It’s official. Fayetteville voters will cast ballots “for” or “against” civil rights protections for LGBT residents this fall.
The Washington County Election Commission on Tuesday approved proposed ballot language for the Sept. 8 special election, which will decide the fate of the city’s Uniform Civil Rights Protection Ordinance.
The decision is a win for City Council members, who argued for the same ballot language in last year’s repeal of another civil rights ordinance.
That ordinance was approved in late August, but petitioners with a group called Repeal 119 turned in enough signatures to put the law on hold and force a Dec. 9 special election to uphold or repeal the ordinance.
Petitioners wanted a “For” vote to be used to repeal the ordinance, but Fayetteville aldermen and City Attorney Kit Williams said that could be confusing to voters.
The new ordinance
The new ordinance was approved by aldermen on June 16. As part of that approval, the ordinance will not go into effect unless voters approve the measure in a special election to be held Sept. 8.
If passed, the new law will prohibit business owners and landlords from firing or evicting someone because of their sexual orientation or gender identity. It will also provide protections for use of public accommodations, including restrooms.
Churches, religious schools and daycare facilities, and religious organizations of any kind would be exempt from the new law.
Unlike the previous repealed ordinance, the city attorney would not serve as the administrator of complaints. Instead, a Civil Rights Commission would be formed to review and decide complaints of alleged discrimination.
The commission would consist of seven members: two representatives of the business community; two owners or managers of rental property; one representative with experience in human resources or employment law; and two citizens at large, at least one of whom identifies as lesbian, gay, bisexual, or transgender.
Anyone asserting a claim of discrimination would be required to present their claim in writing to the city attorney, who would inform the Civil Rights Commission that a complaint had been received.

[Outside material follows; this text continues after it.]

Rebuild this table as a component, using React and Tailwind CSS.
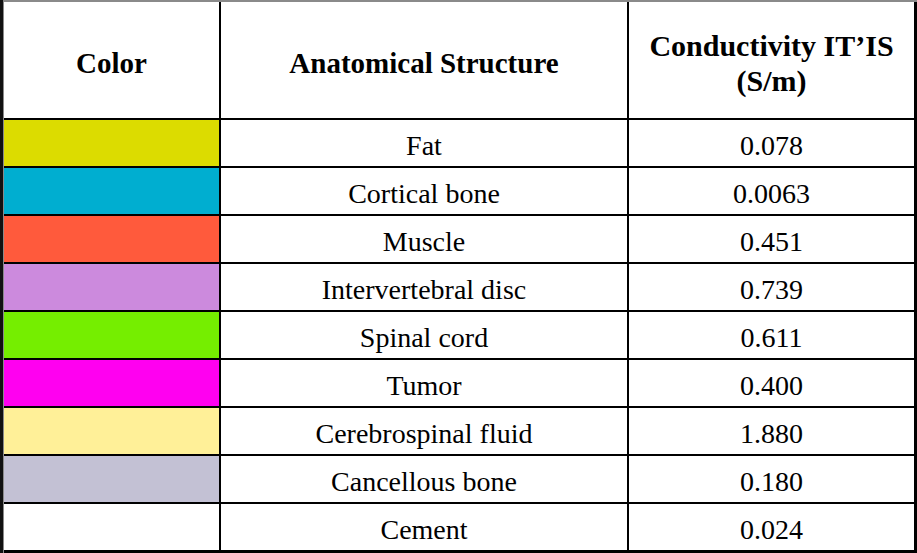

Informal and confidential mediation would be attempted by the city before any other enforcement measures could begin. If mediation fails, the commission would schedule a hearing to review the complaint and receive evidence. If the commission determines that discrimination had occurred, the violator would be fined up to $100 for the first offense. Subsequent violations would carry the city’s general penalty which calls for fines of up to $500. A violation would not be considered a misdemeanor or felony.
Early voting will take place from 8 a.m. to 4:30 p.m. Sept. 1-4 in the Washington County Clerk’s office at 280 N. College Ave. There will be no early voting on Monday, Sept. 7 due to the Labor Day holiday. Both paper ballots and touch-screen machines will be available for early voters.
Polls will open from 7:30 a.m. to 7:30 p.m. on election day Tuesday, Sept. 8. There will be no paper ballots on election day. Unlike previous elections, Fayetteville voters may cast ballots at any of the approved polling sites, regardless of their voting precinct.
The Awakening – 5763 E. Mission Blvd.
Baldwin Church of Christ – 4399 Huntsville Road
Buckner Baptist Church – 748 Wyman Road
Central United Methodist Church – 6 W. Dickson St.
Christ’s Church – 525 W. 15th Street
Christian Life Cathedral – 1285 E. Millsap Road
Covenant Church of Christ – 4511 W. Wedington Dr.
First Assembly – 550 E. 15th St.
First United Presbyterian Church – 695 E. Calvin St.
Genesis Church – 205 W. 6th St.
Mt. Comfort Church of Christ – 3249 Mt. Comfort Road
Sang Avenue Baptist Church – 1425 N. Sang Ave.
Sequoyah Methodist Church – 1910 Old Wire Road
St. John’s Lutheran Church – 2730 E. Township Road
Trinity Fellowship – 1100 Rolling Hills Dr.
Trinity Methodist – 1021 W. Sycamore St.
Yvonne Richardson Center – 240 E. Rock St.